Early this week, Jon Huntsman, Jr. and Rick Perry dropped their bids. Romney was dogged by demands to release his income tax statements. After eventually doing so, he was criticized for paying a comfortable rate of 15%. The primary on Saturday capped a terrible week for Romney with a crushing defeat: Newt Gingrich won 40% of the vote to Romney’s 28%, dragging out an already tortuous primary season.

The Florida primary is held on the 31st, and we’ll find out if Newt’s challenge can stick. Gingrich remains the least popular candidate in the race among the general populace. At this point, it would be shocking to see the nomination go to anyone but Romney. The only real potential challenge could be a new contender - it’s obvious the GOP is not thrilled with its current options.

US Economy

The Times this week ran a fantastic article on Apple’s Chinese manufacturing. It’s a must read if you’re interested in the future of American manufacturing - be warned, the prognosis is grim.

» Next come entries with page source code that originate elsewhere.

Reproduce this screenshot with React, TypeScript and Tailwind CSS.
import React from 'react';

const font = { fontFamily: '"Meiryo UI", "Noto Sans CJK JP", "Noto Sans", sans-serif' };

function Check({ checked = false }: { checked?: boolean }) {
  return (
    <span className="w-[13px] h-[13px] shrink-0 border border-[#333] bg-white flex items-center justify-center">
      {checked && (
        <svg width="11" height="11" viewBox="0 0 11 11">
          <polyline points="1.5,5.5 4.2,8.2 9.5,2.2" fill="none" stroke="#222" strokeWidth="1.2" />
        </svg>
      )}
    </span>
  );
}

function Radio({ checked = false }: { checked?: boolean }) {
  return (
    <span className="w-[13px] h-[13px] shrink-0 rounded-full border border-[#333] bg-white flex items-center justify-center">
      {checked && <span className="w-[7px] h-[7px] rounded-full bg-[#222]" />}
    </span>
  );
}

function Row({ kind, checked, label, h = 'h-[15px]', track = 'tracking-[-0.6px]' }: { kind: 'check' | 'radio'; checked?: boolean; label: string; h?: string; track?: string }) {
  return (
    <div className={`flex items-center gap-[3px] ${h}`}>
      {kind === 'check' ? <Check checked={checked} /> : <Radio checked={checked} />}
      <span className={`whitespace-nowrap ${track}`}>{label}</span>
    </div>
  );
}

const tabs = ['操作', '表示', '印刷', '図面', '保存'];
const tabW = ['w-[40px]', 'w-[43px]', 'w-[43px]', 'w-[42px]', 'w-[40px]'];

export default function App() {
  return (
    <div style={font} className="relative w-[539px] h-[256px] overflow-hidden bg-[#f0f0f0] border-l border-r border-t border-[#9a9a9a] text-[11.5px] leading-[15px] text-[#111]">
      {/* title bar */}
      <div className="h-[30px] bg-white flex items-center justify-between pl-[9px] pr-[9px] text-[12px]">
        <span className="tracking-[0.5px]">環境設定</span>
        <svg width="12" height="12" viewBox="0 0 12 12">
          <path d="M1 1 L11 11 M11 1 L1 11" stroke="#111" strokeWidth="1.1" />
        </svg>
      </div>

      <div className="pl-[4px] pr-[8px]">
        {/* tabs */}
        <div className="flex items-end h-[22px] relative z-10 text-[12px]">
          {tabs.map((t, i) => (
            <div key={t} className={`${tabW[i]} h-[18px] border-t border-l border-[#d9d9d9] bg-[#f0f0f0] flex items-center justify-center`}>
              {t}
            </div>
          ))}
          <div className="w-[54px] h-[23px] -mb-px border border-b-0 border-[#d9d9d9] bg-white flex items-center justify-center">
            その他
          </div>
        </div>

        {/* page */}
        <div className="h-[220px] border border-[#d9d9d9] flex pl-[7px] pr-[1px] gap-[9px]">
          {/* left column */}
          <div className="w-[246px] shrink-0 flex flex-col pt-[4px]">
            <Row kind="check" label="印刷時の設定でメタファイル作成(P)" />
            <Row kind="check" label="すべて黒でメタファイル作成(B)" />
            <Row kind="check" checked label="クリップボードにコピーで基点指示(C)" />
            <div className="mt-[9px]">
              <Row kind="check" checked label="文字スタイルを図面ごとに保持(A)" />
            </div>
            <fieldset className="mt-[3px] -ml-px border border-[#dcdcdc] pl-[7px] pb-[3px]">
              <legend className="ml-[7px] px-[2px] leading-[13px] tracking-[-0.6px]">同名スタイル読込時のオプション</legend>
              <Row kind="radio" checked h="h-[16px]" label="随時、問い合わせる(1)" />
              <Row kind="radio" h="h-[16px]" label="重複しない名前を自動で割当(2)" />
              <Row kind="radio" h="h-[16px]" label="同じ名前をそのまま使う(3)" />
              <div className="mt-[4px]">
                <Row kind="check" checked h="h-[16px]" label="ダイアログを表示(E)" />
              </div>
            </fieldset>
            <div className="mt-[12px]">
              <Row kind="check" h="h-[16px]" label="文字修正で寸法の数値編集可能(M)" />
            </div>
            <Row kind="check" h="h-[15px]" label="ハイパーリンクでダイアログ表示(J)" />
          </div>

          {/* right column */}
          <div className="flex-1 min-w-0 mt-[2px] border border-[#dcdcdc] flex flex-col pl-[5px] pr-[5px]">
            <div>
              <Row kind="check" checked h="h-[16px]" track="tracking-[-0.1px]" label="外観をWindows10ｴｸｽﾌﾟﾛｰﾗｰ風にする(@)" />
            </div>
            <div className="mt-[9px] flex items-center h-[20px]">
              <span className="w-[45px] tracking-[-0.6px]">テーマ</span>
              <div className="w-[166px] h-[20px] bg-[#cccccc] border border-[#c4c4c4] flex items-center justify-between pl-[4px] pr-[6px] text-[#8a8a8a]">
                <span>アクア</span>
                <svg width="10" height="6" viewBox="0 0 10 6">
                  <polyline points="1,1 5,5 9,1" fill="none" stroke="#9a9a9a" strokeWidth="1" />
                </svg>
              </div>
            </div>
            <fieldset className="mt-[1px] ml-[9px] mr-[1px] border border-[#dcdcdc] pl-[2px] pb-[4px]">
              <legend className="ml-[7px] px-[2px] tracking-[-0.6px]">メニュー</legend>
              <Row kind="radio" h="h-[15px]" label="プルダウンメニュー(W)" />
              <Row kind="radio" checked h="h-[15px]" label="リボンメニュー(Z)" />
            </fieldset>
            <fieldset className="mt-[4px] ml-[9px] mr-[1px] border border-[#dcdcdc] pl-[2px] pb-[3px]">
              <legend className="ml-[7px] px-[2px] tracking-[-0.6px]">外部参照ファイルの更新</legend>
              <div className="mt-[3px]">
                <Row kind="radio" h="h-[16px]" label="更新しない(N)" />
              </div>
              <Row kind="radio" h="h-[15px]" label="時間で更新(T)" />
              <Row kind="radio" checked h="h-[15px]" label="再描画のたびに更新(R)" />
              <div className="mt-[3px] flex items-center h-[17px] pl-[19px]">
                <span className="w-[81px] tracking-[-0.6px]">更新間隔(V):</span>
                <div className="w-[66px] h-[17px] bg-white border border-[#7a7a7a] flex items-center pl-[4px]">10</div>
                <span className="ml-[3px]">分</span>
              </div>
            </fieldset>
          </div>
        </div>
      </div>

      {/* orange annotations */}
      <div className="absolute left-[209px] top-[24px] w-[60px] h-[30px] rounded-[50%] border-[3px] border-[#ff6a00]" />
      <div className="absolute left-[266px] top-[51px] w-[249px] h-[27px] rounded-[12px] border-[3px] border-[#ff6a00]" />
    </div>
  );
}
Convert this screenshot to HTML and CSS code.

Sandwiched as I am between UC Berkeley and Stanford here in San Francisco, I have frequent opportunity to attend exceptional talks and lectures. This week, I took in a talk by Shmuel Rosner, an Israeli journalist who’s been covering the peace process for a number of years. He spoke on the Obama administration’s attempts at advancing an Israeli-Palestinian peace, and the missteps made along the way.

Note, the opinions expressed below are those of Mr. Rosner - I make no claim to their veracity or neutrality.

In Mr. Rosner’s opinion, the Obama administration’s biggest misstep was attempting to dramatically accelerate the process at the absolute wrong time. The Israelis don’t feel like the current Palestinian government is capable of either coming to the table or upholding a bargain if one should be reached - as such, they’re extremely reluctant to invest much in the current negotiations. The Israelis feel they got very little in return for agreeing to freeze settlements for nearly a year, and feel they were unfairly pressured by the Obama administration after making considerable concessions. Between that and the insistence on a 2-year timeline for an agreement, the Israelis feel they do not have a strong partner in the Obama administration.

Mr. Rosen states that the Israelis are already aware they cannot keep the West Bank; the question has become tactics, not strategy. Hamas continues to pose a problem, and without significant changes in the group, the Israelis would be unwilling to negotiate with any government that includes Hamas.

His final assertion is that it behooves the US to be a friend to the Israelis. The best progress on the peace process has come when the US has stood close at hand with Israel. He cautions, however, that no good treaties can be made during troubled times, and the Middle East right now is incredibly unstable. For the time being, Israeli sentiment is focused on domestic affairs, as it seems little progress is to be made elsewhere for now.

Final Notes

The two big trends this week were around the Iranian sanctions and the Eurozone. Both show the hand of technocratic intervention: in the case of the Iranian sanctions, the US is hard at work trying to invent away a rise in oil prices; in the Eurozone, the ECB and the governments of Germany and France are using complicated schemes and indirect action to reshape the financial situation. Complexity, to me, is not a virtue. These plans feel over- engineered, and I’m extremely suspicious of clever solutions to problems of this sort. It’s entirely possible the efforts on both parts will succeed, and my concern certainly isn’t born of any perceived deficit of talent on the part of the architects of either plan. The devil, though, is always in the details, and I’m highly suspicious of the ability of anyone to truly predict the outcome of a plan with so many moving parts. The history of the world is one of unintended consequences, and many of our stickiest problems today began as side effects of earlier efforts to solve the problems of yesterday.

Thanks again for joining me - my best wishes to all for the week ahead!